# Road Boss AMT Truck Build



## Captain Han Solo (Apr 5, 2002)

Hey Guys.

Doing this 1/25 White Road Boss Truck build for a client. The Truck will have His Company Logo and Colors Etc...

Started Dry Fitting, Cementing things together.


----------



## Rondo (Jul 23, 2010)

Looks very good so far. I'll be anxious to see more. :thumbsup:


----------



## djnick66 (May 2, 2008)

hey thats cool. I just got one of these at Hobby Lobby on clearance. never built an AMT truck...


----------



## Captain Han Solo (Apr 5, 2002)

djnick66 said:


> hey thats cool. I just got one of these at Hobby Lobby on clearance. never built an AMT truck...


 
The instructions for this kit are terrible!!!

Anyhoo, I'll be working on this and posting pix as I go!


----------



## djnick66 (May 2, 2008)

They didn't seem horrible to me but then old AMT stuff always had pretty crappy instructions.


----------



## Captain Han Solo (Apr 5, 2002)

Update...

More work done to the model. I made sure everything lined up correctly and that the front of the truck could be moved to view the engine.

Still dryfitting some parts.
Next up Priming and detail Paintwork.


----------



## Captain Han Solo (Apr 5, 2002)

Update..First coat of Red and Black to the main parts....

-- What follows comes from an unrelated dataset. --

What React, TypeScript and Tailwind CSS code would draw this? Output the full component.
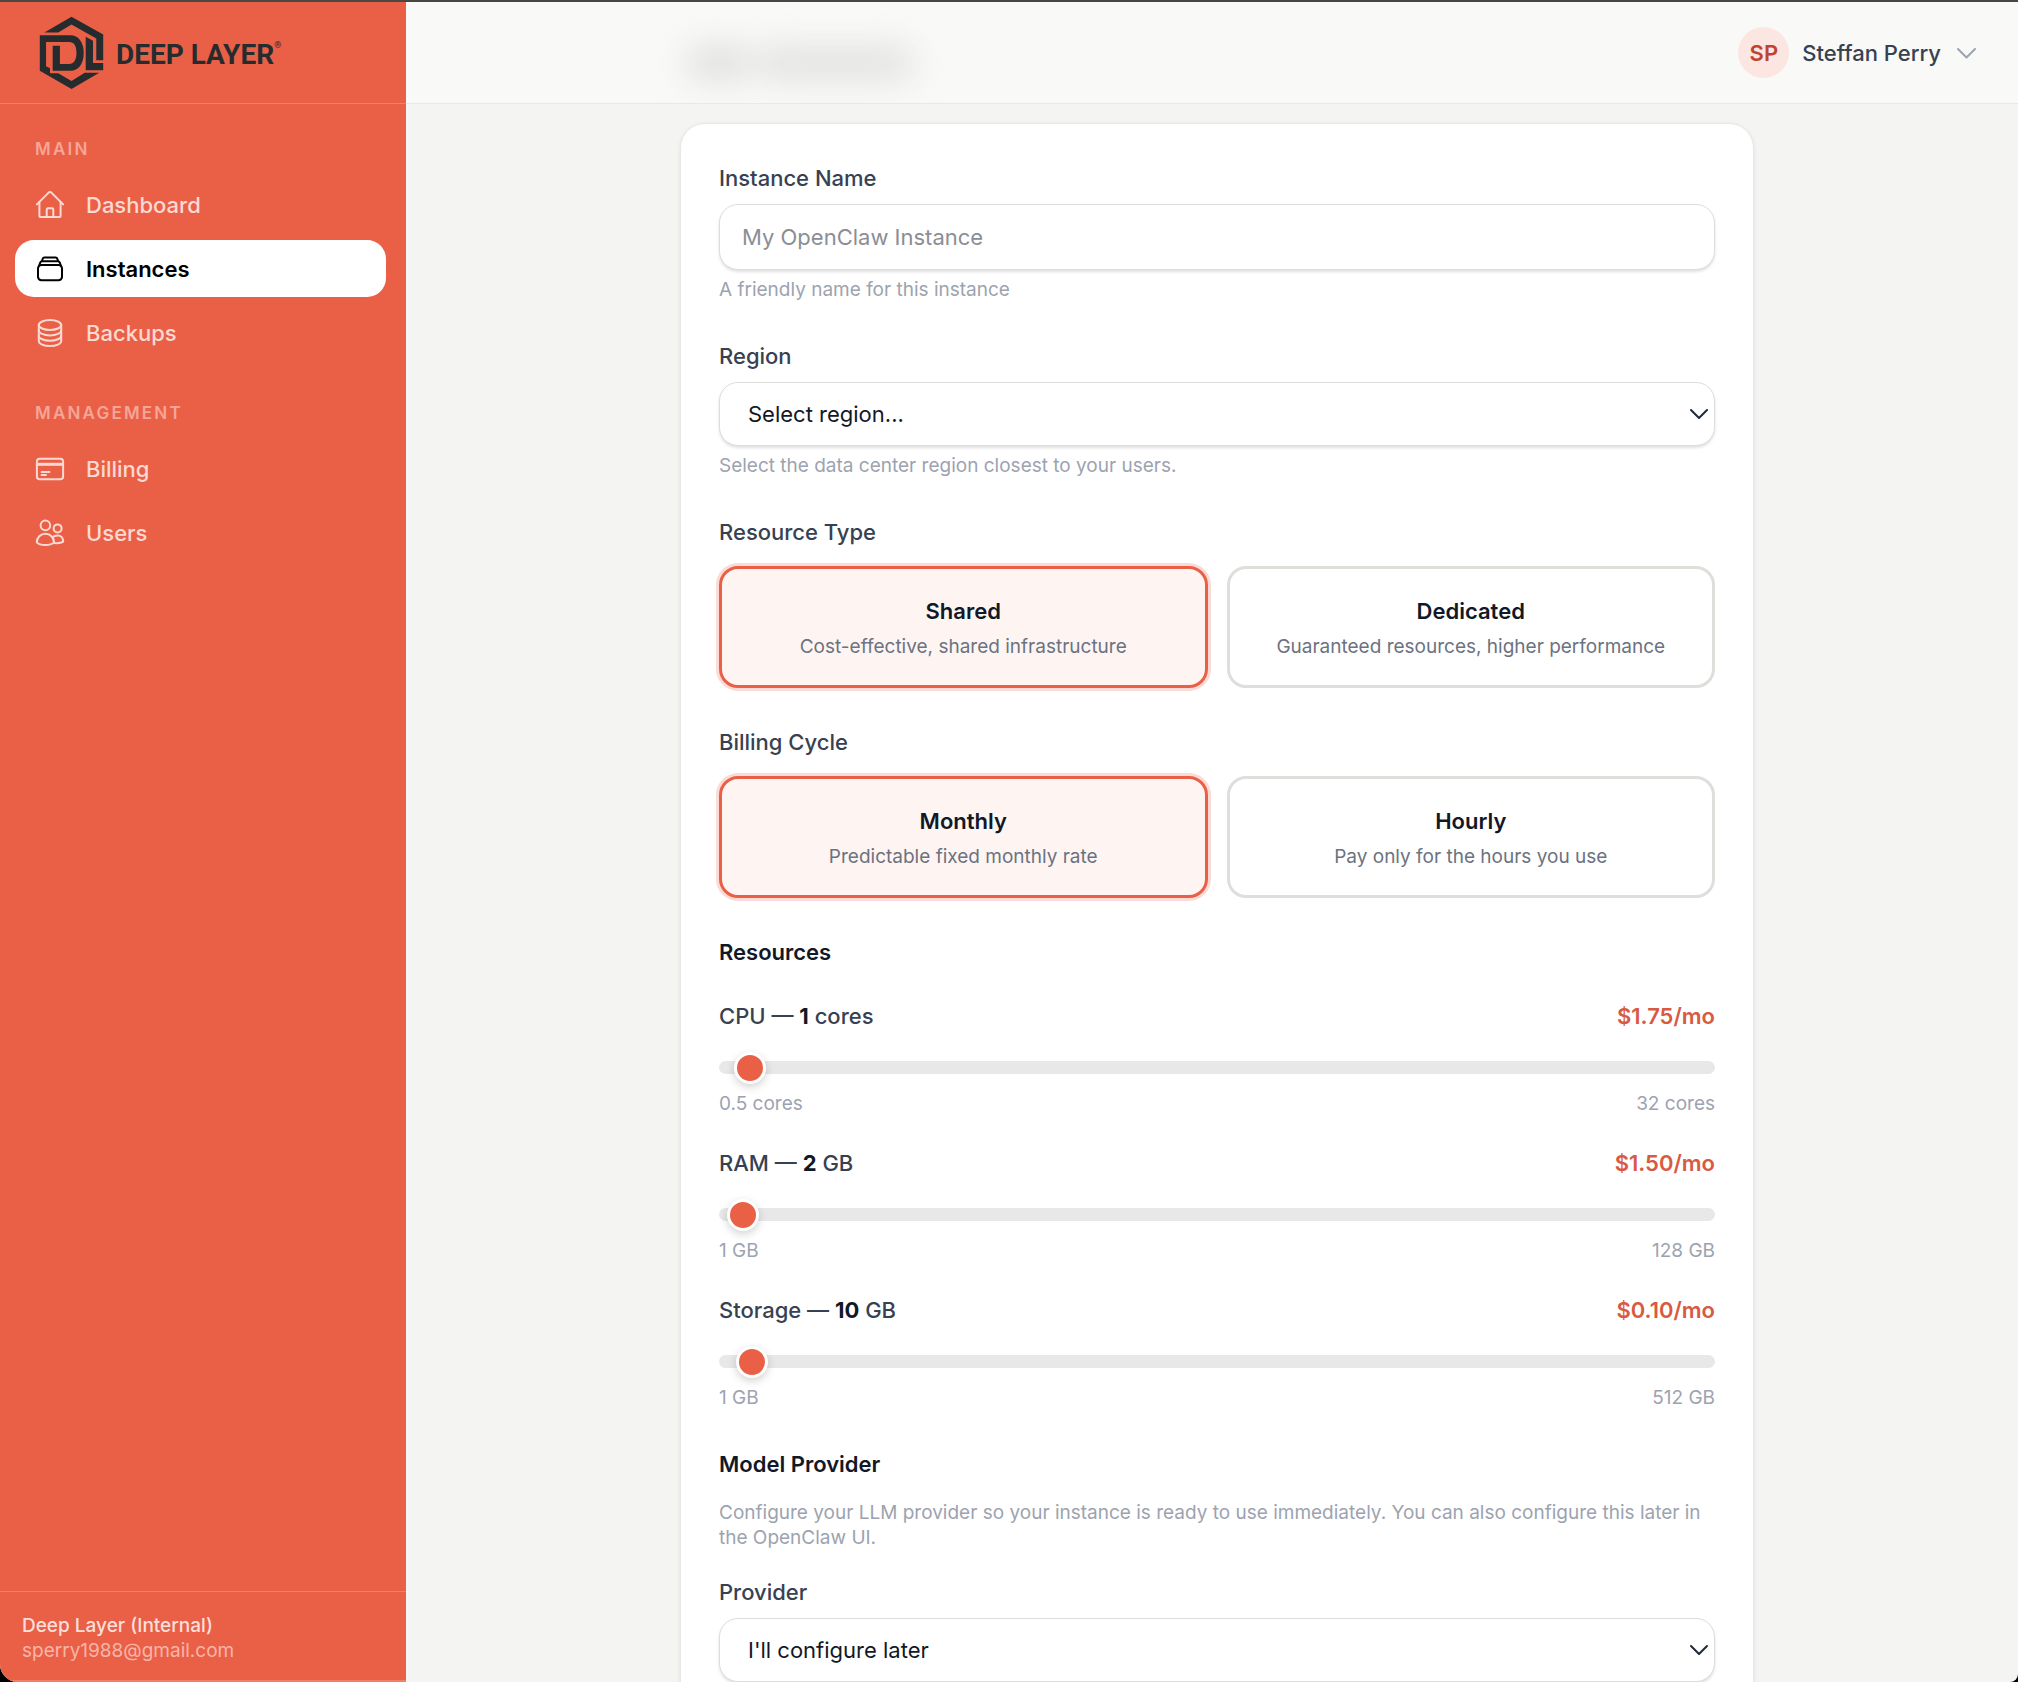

The framework etc is currently flatblack..soon to be detail painted etc..


----------



## dge467 (Jul 6, 2012)

Looking good!


----------



## Captain Han Solo (Apr 5, 2002)

UPDATE...

Well the client's Truck build is finished!


----------



## Captain Han Solo (Apr 5, 2002)

..With Sleeper attached...


----------



## dge467 (Jul 6, 2012)

Looks nice! I am sure they are going to love it!


----------



## Gary66 (Dec 12, 2009)

Nice work, looks like the real deal.


----------



## Captain Han Solo (Apr 5, 2002)

Thanks Guys! The client picks it up next week!!


----------